The following figure represents the major stages of the OS/2 Version 2.0 
FAT boot procedure. 

-----------------------------------------------------------------------> time
    POST       BOOT      OS2BOOT    OS2LDR     stage1     stage2     stage3
              SECTOR     (OS2LDR               OS2KRNL
                          loader)


Figure 4-1. OS/2 Version 2.0 FAT boot procedure   
Powering-on the machine or pressing CTRL-ALT-DEL causes control to get 
transferred to the power-on-self-test (POST) code. This code initializes 
the interrupt vectors to get to the BIOS routines. It then scans the I/O 
adapters looking for and linking in any code which exists on them. It then 
executes an interrupt 19h (INT 19 ) which causes control to be transferred 
to the disk or diskette boot code. 
The INT 19h code reads the boot sector from disk or diskette into memory 
at 7C00H. Along with code, the boot sector contains a structure called the 
BIOS Parameter Block(BPB). The BPB contains information which describes 
how the disk is formatted. The boot code uses this information to load in 
the root directory and the FAT micro-IFS, which is kept inside the OS2BOOT 
file. After the micro-IFS is loaded the boot sector transfer control it 
via a far jump. 
OS2BOOT receives pointers to the RAM copies of the root directory and the 
BPB . Using the BPB information, OS2BOOT loads in the FAT table from the 
disk. Then using the root directory and the FAT table, the OS2LDR file is 
loaded into memory from disk. The inclusion of this micro-IFS in the FAT 
boot process has removed the requirement that the OS2LDR file be logically 
contiguous on the FAT drive . 
OS2LDR contains the OS/2 loader. It relocates itself to the top of low 
memory, then scans the root directory for OS2KRNL and reads it into 
memory. After the required fixups are applied, control is transferred to 
OS2KRNL, along with a pointer to the BPB and the drive number. 

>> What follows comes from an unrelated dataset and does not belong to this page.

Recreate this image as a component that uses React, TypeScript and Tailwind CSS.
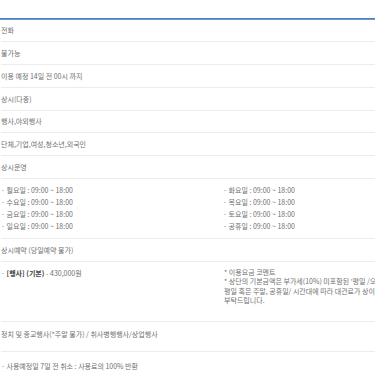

OS2KRNL contains the OS/2 kernel and initialization code. It switches to 
protected mode, relocates parts of itself to high memory, then scans the 
root directory for and reads in the base device drivers (stage 1). Once 
again, the BIOS interrupt 13h is used to read the disk, but mode switching 
must be done. 
OS2KRNL then switches to protection level 3 and loads some of the required 
dynamic link libraries (stage 2) followed by the device drivers and FSDs 
specified in CONFIG.SYS (stage 3). This is done with standard DOS calls 
and, therefore, goes through the regular file system and device drivers.